System architecture and core capabilities

Prime Air’s current platform centers on the MK30, a smaller, lighter, and quieter hexacopter than earlier models. It trades sheer mass for efficiency, flying lower-impact missions with less noise footprint and tighter maneuvering. The airframe is built for routine wear, not showroom shine.

Reliability comes from redundancy, with multiple motors and control paths designed to absorb single-point failures. Minor airframe damage is tolerated, and protective shrouds and prop guards aim to prevent cascade failures. The design philosophy favors graceful degradation over brittle perfection.

MK30 airframe and propulsion

The hexacopter layout balances lift, stability, and energy use, enabling steadier hover and controlled descents. Lightweight materials and refined prop geometry damp sound and vibration without sacrificing thrust.

However, compactness does not erase physics. Gusts, thermal shifts, and wake effects from nearby structures still matter. The MK30 manages these forces with tuned motor controls and conservative envelopes.
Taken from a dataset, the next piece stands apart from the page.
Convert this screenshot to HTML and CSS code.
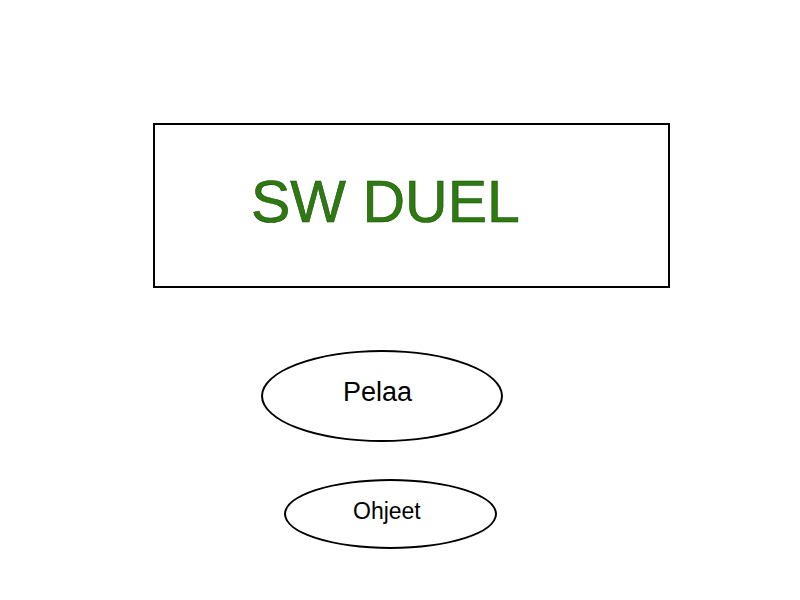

Navigation, sense-and-avoid, and obstacle detection

Routing relies on a sensor suite and onboard autonomy to plan paths and steer away from conflicts. The system fuses inputs to create a live picture of the airspace and likely hazards.

Thin obstacles remain the hardest test. Cables and cranes can evade detection until too late, so maps, higher-resolution sensing, and smarter models are being pushed to catch the near-invisible.
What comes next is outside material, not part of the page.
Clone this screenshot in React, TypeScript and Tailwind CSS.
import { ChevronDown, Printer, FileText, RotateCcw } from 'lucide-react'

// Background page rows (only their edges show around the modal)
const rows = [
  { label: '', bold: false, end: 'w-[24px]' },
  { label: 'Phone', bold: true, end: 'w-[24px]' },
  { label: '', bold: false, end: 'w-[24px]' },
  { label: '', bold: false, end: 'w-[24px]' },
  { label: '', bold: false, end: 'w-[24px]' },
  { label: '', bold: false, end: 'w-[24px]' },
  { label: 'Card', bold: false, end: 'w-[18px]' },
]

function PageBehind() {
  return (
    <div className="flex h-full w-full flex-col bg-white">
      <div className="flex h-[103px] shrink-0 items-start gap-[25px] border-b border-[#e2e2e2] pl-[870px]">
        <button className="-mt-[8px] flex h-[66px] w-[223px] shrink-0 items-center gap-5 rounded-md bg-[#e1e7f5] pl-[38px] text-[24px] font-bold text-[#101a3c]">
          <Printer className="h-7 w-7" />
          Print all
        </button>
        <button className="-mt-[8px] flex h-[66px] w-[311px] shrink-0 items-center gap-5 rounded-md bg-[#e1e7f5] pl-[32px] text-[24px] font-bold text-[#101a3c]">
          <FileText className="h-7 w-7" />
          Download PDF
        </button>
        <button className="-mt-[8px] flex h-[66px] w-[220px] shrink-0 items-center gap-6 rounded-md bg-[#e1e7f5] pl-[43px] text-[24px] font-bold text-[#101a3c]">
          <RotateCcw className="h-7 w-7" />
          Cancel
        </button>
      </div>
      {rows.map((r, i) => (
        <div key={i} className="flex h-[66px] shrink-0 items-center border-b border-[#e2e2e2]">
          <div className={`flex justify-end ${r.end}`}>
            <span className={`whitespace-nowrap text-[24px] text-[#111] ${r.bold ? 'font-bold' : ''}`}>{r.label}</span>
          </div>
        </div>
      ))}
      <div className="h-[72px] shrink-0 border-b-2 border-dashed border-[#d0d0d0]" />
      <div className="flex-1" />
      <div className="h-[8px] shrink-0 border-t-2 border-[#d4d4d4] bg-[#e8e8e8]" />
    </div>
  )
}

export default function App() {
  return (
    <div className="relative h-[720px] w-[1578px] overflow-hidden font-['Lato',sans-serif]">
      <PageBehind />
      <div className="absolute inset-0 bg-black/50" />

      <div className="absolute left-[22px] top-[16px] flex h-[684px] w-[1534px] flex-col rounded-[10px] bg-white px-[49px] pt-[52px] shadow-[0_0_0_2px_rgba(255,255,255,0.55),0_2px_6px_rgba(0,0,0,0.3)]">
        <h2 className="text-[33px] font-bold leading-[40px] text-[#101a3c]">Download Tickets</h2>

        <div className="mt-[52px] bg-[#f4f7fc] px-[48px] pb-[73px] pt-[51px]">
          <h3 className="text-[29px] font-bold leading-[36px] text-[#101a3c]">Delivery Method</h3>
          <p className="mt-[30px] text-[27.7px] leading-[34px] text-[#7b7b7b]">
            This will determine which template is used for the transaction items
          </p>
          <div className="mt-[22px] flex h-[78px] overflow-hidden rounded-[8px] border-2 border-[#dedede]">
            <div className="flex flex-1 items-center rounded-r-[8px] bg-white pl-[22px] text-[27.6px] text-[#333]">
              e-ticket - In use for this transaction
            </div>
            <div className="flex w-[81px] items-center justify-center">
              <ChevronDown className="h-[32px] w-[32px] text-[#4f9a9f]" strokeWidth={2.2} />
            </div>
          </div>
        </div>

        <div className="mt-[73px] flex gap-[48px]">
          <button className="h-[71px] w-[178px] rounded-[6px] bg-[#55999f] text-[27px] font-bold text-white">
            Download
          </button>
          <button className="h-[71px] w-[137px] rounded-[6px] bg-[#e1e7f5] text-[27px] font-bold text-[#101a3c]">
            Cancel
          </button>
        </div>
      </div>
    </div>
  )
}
Delivery workflow, drop-off mechanism, and contingency landing

The standard drop calls for about ten feet of clear space, with customers guided to prepare safe zones. The drone descends, completes release, then climbs out on a predefined trajectory.

If something goes wrong, contingency protocols favor controlled descents to minimize risk. The aim is predictability: contain the issue, avoid people and property, and preserve data for analysis.

Command, control, and safety assurance

Remote pilots and supervisory tools manage fleets through secure links and layered fail-safes. If communications degrade, the aircraft defaults to safe behaviors rather than improvisation.

Every mission produces logs that feed incident response and continuous improvement. These feedback loops align with regulatory compliance, turning each anomaly into training data.

Recent developments and incident timeline

On Nov. 18 in Waco, an MK30 snagged an internet cable during climb-out after a delivery. A propeller tangled, the wire severed, and the drone executed a controlled descent, sustaining minor prop damage and causing no injuries. Amazon apologized and paid for repairs as the FAA opened an investigation; the NTSB noted awareness without a separate probe.

A month earlier in Tolleson, two drones struck a construction crane, prompting a brief pause. These events did not end the program, but they shaped expansion cadence, with new site launches paced by safety reviews and oversight.

Real-world applications and deployments

Prime Air focuses on small payloads that benefit from speed: over-the-counter health items, pantry staples, and small gadgets. Sub-hour delivery here can displace quick car trips and curbside pickup, especially when timing matters.

Deployment favors suburban blocks where yards allow clear drop zones and short routes. Community outreach, signage, and education help neighbors understand flight paths, noise windows, and safety expectations. Competitors, notably Walmart with Wing and Zipline, are scaling across multiple states, including Texas, amplifying a market test of methods and adoption.

Challenges, risks, and constraints

Technical hurdles converge around perception. Thin, dynamic obstacles, cluttered neighborhoods, and variable weather stress autonomy in ways lab tests do not. Edge cases accumulate fast once flights leave the test field.

Regulatory pressure has stayed steady. Waivers and operational limits govern where and how BVLOS flights proceed, and investigations add checkpoints. Cost and reliability remain business levers, as do noise, privacy, and the simple need for clear landing space in real backyards.

Future outlook, innovation pathways, and scale-up scenarios

Progress is likely to come from multi-sensor fusion, better edge processing, and richer maps that include dynamic obstacle databases. Sharing incident learnings across sites can sharpen models and trim blind spots faster.

Operational maturity depends on deeper contingency planning and predictive risk tools that flag fragile routes before flights. Regulators increasingly ask for standardized performance metrics, and data-driven approvals point to gradual BVLOS expansion. Scaling toward high-volume delivery reshapes network design, with micro-fulfillment and launch pads stitched into retail footprints.

Conclusion and overall assessment

The Waco mishap underscored a hard truth: autonomous safety features mitigated harm but did not erase risk. Prime Air showed real strides with the MK30 and measured expansion, yet incident-driven scrutiny held sway and shaped the tempo.

The path forward rested on sharper obstacle detection, sturdier contingencies, and transparent safety data shared with communities and regulators. Competitive pressure from Walmart’s partners pushed the bar higher, turning operational discipline into a differentiator. The verdict landed near cautious optimism: the technology worked often enough to matter, and the remaining work demanded focus, candor, and steady proof under everyday complexity.